Two Stage Model: In the supply chain, these models can be defined as combination of two features, steps, points, or phases, where the subjects under study can be evaluated.

Operations Research: The area that deals with the employment of advanced analytical methods and methodologies to help make better decisions.

Close Loop: When a player does not know the strategies of the other players.

Decision Making: The process of finding and choosing one alternative among several choice possibilities. Every decision-making process carries out a final result that may or may not prompt action.

Stochastic Process: A collection of random variables, representing the change of some system of random values over time. This is the probabilistic counterpart to a deterministic process (or deterministic system). Instead of describing a process which can only evolve in one way, in a stochastic or random process there is some indeterminacy: even if the initial condition (or starting point) is known, there are several (often infinitely many) directions in which the process may emerge.
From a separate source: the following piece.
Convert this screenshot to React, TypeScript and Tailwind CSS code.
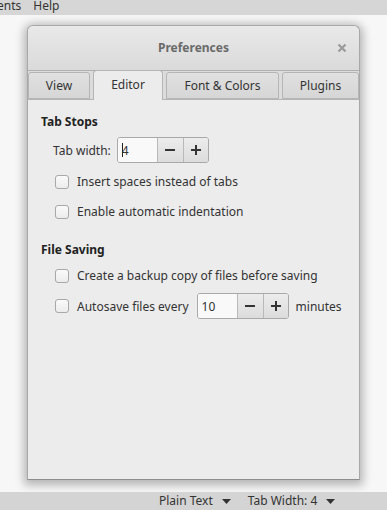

Stakeholders: The individuals or groups that are likely to influence or be influenced by a proposed action, and classifying them according to their impact on the action and the impact the action will have on them.

Data Envelopment Analysis (DEA): A model and method used to evaluate the relative efficiency or performance or an entity among a set of entities called decision making units (DMUs), which performance cannot be evaluated by a single measurement such as profit; instead of that it uses multiple inputs (resources) and multiple outputs (outcomes), by solving linear programming problems for each decision making unit (DMU) according to the observed data.

Oligopoly: A market situation where there are only a few competing producers and where each producer must take into account what each other producer does.

Fuzzy Set: Provide a scheme for handling a variety of problems considering several rules not only true or false. It is a good approach to model the entropy in systems.

Multi-Criteria: It implicates problems where a finite set of alternative actions should be assigned into a predefined set of preferentially ordered categories.

Optimization Model: Consists on the selection of a best element (with regard to some criteria) from some set of possible alternatives.